* **Required work**: Extract the records in full, leaving every picture out.

Stored data entries
____

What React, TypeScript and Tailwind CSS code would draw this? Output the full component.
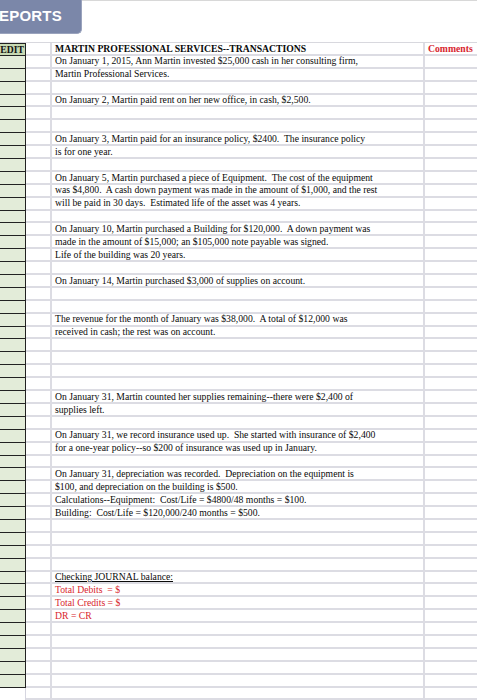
import React from "react";

type Row = { text?: string; kind?: "bold" | "red" | "underline" };

const lines: Record<number, Row> = {
	0: { text: "MARTIN PROFESSIONAL SERVICES--TRANSACTIONS", kind: "bold" },
	1: { text: "On January 1, 2015, Ann Martin invested $25,000 cash in her consulting firm," },
	2: { text: "Martin Professional Services." },
	4: { text: "On January 2, Martin paid rent on her new office, in cash, $2,500." },
	7: { text: "On January 3, Martin paid for an insurance policy, $2400.  The insurance policy" },
	8: { text: "is for one year." },
	10: { text: "On January 5, Martin purchased a piece of Equipment.  The cost of the equipment" },
	11: { text: "was $4,800.  A cash down payment was made in the amount of $1,000, and the rest" },
	12: { text: "will be paid in 30 days.  Estimated life of the asset was 4 years." },
	14: { text: "On January 10, Martin purchased a Building for $120,000.  A down payment was" },
	15: { text: "made in the amount of $15,000; an $105,000 note payable was signed." },
	16: { text: "Life of the building was 20 years." },
	18: { text: "On January 14, Martin purchased $3,000 of supplies on account." },
	21: { text: "The revenue for the month of January was $38,000.  A total of $12,000 was" },
	22: { text: "received in cash; the rest was on account." },
	27: { text: "On January 31, Martin counted her supplies remaining--there were $2,400 of" },
	28: { text: "supplies left." },
	30: { text: "On January 31, we record insurance used up.  She started with insurance of $2,400" },
	31: { text: "for a one-year policy--so $200 of insurance was used up in January." },
	33: { text: "On January 31, depreciation was recorded.  Depreciation on the equipment is" },
	34: { text: "$100, and depreciation on the building is $500." },
	35: { text: "Calculations--Equipment:  Cost/Life = $4800/48 months = $100." },
	36: { text: "Building:  Cost/Life = $120,000/240 months = $500." },
	41: { text: "Checking JOURNAL balance:", kind: "underline" },
	42: { text: "Total Debits  = $", kind: "red" },
	43: { text: "Total Credits = $", kind: "red" },
	44: { text: "DR = CR", kind: "red" },
};

const ROWS = 51;

function textClass(kind?: Row["kind"]) {
	if (kind === "bold") return "font-bold text-[#0a0a0a]";
	if (kind === "red") return "text-[#d8262e]";
	if (kind === "underline") return "underline text-[#0a0a0a]";
	return "text-[#0a0a0a]";
}

export default function App() {
	return (
		<div
			className="w-[477px] h-[700px] bg-white overflow-hidden relative"
			style={{ fontFamily: '"Liberation Serif", "Times New Roman", serif' }}
		>
			<div className="h-[42px] border-t border-[#d8d8d8] flex items-start">
				<div className="w-[82px] h-[34px] bg-[#7b87a9] rounded-br-[5px] border-r border-b border-[#9aa3bd] flex items-center -mt-px">
					<span
						className="text-white font-bold text-[15px] leading-none -ml-[1px] -mt-[2px] tracking-[0.2px]"
						style={{ fontFamily: '"Liberation Sans", Arial, sans-serif' }}
					>
						EPORTS
					</span>
				</div>
			</div>
			<div className="flex flex-col border-t border-[#d8d8de]">
				{Array.from({ length: ROWS }).map((_, i) => {
					const row = lines[i];
					const header = i === 0;
					const green = i < 50;
					return (
						<div key={i} className="flex h-[12.9px] text-[9.7px] leading-none">
							<div
								className={
									green
										? `w-[26px] shrink-0 border-r border-b border-[#222] ${header ? "bg-[#c7d9b3] border-t" : "bg-[#e3ecd9]"} flex items-center justify-end pr-[1px]`
										: "w-[26px] shrink-0 border-r border-[#d6d6e0]"
								}
							>
								{header && <span className="font-bold text-[#111]">EDIT</span>}
							</div>
							<div className="w-[26px] shrink-0 border-r-2 border-b-2 border-[#dcdce3]" />
							<div className="w-[373px] shrink-0 border-r-2 border-b-2 border-[#dcdce3] flex items-center pl-[3px] whitespace-pre overflow-hidden">
								{row?.text && <span className={textClass(row.kind)}>{row.text}</span>}
							</div>
							<div className="flex-1 border-b-2 border-[#dcdce3] flex items-center pl-[3px]">
								{header && <span className="font-bold text-[#d8262e]">Comments</span>}
							</div>
						</div>
					);
				})}
			</div>
		</div>
	);
}
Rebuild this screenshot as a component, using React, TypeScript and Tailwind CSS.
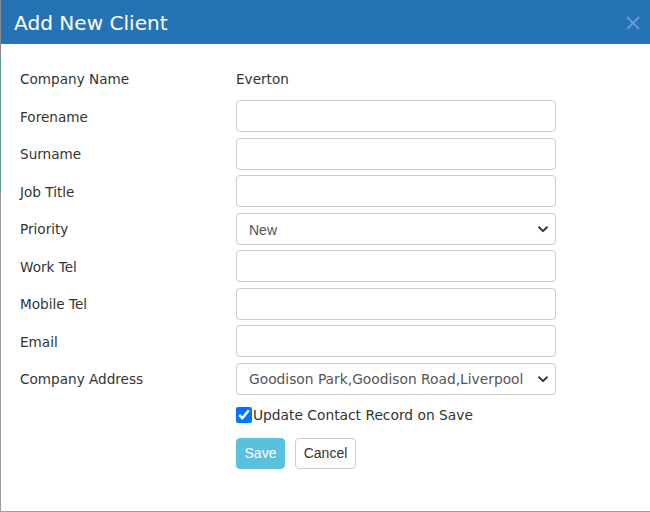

____

* **Output of the exercise**:
What React, TypeScript and Tailwind CSS code would draw this? Output the full component.
import React from "react";

type Row = { text?: string; kind?: "bold" | "red" | "underline" };

const lines: Record<number, Row> = {
	0: { text: "MARTIN PROFESSIONAL SERVICES--TRANSACTIONS", kind: "bold" },
	1: { text: "On January 1, 2015, Ann Martin invested $25,000 cash in her consulting firm," },
	2: { text: "Martin Professional Services." },
	4: { text: "On January 2, Martin paid rent on her new office, in cash, $2,500." },
	7: { text: "On January 3, Martin paid for an insurance policy, $2400.  The insurance policy" },
	8: { text: "is for one year." },
	10: { text: "On January 5, Martin purchased a piece of Equipment.  The cost of the equipment" },
	11: { text: "was $4,800.  A cash down payment was made in the amount of $1,000, and the rest" },
	12: { text: "will be paid in 30 days.  Estimated life of the asset was 4 years." },
	14: { text: "On January 10, Martin purchased a Building for $120,000.  A down payment was" },
	15: { text: "made in the amount of $15,000; an $105,000 note payable was signed." },
	16: { text: "Life of the building was 20 years." },
	18: { text: "On January 14, Martin purchased $3,000 of supplies on account." },
	21: { text: "The revenue for the month of January was $38,000.  A total of $12,000 was" },
	22: { text: "received in cash; the rest was on account." },
	27: { text: "On January 31, Martin counted her supplies remaining--there were $2,400 of" },
	28: { text: "supplies left." },
	30: { text: "On January 31, we record insurance used up.  She started with insurance of $2,400" },
	31: { text: "for a one-year policy--so $200 of insurance was used up in January." },
	33: { text: "On January 31, depreciation was recorded.  Depreciation on the equipment is" },
	34: { text: "$100, and depreciation on the building is $500." },
	35: { text: "Calculations--Equipment:  Cost/Life = $4800/48 months = $100." },
	36: { text: "Building:  Cost/Life = $120,000/240 months = $500." },
	41: { text: "Checking JOURNAL balance:", kind: "underline" },
	42: { text: "Total Debits  = $", kind: "red" },
	43: { text: "Total Credits = $", kind: "red" },
	44: { text: "DR = CR", kind: "red" },
};

const ROWS = 51;

function textClass(kind?: Row["kind"]) {
	if (kind === "bold") return "font-bold text-[#0a0a0a]";
	if (kind === "red") return "text-[#d8262e]";
	if (kind === "underline") return "underline text-[#0a0a0a]";
	return "text-[#0a0a0a]";
}

export default function App() {
	return (
		<div
			className="w-[477px] h-[700px] bg-white overflow-hidden relative"
			style={{ fontFamily: '"Liberation Serif", "Times New Roman", serif' }}
		>
			<div className="h-[42px] border-t border-[#d8d8d8] flex items-start">
				<div className="w-[82px] h-[34px] bg-[#7b87a9] rounded-br-[5px] border-r border-b border-[#9aa3bd] flex items-center -mt-px">
					<span
						className="text-white font-bold text-[15px] leading-none -ml-[1px] -mt-[2px] tracking-[0.2px]"
						style={{ fontFamily: '"Liberation Sans", Arial, sans-serif' }}
					>
						EPORTS
					</span>
				</div>
			</div>
			<div className="flex flex-col border-t border-[#d8d8de]">
				{Array.from({ length: ROWS }).map((_, i) => {
					const row = lines[i];
					const header = i === 0;
					const green = i < 50;
					return (
						<div key={i} className="flex h-[12.9px] text-[9.7px] leading-none">
							<div
								className={
									green
										? `w-[26px] shrink-0 border-r border-b border-[#222] ${header ? "bg-[#c7d9b3] border-t" : "bg-[#e3ecd9]"} flex items-center justify-end pr-[1px]`
										: "w-[26px] shrink-0 border-r border-[#d6d6e0]"
								}
							>
								{header && <span className="font-bold text-[#111]">EDIT</span>}
							</div>
							<div className="w-[26px] shrink-0 border-r-2 border-b-2 border-[#dcdce3]" />
							<div className="w-[373px] shrink-0 border-r-2 border-b-2 border-[#dcdce3] flex items-center pl-[3px] whitespace-pre overflow-hidden">
								{row?.text && <span className={textClass(row.kind)}>{row.text}</span>}
							</div>
							<div className="flex-1 border-b-2 border-[#dcdce3] flex items-center pl-[3px]">
								{header && <span className="font-bold text-[#d8262e]">Comments</span>}
							</div>
						</div>
					);
				})}
			</div>
		</div>
	);
}
Rebuild this screenshot as a component, using React, TypeScript and Tailwind CSS.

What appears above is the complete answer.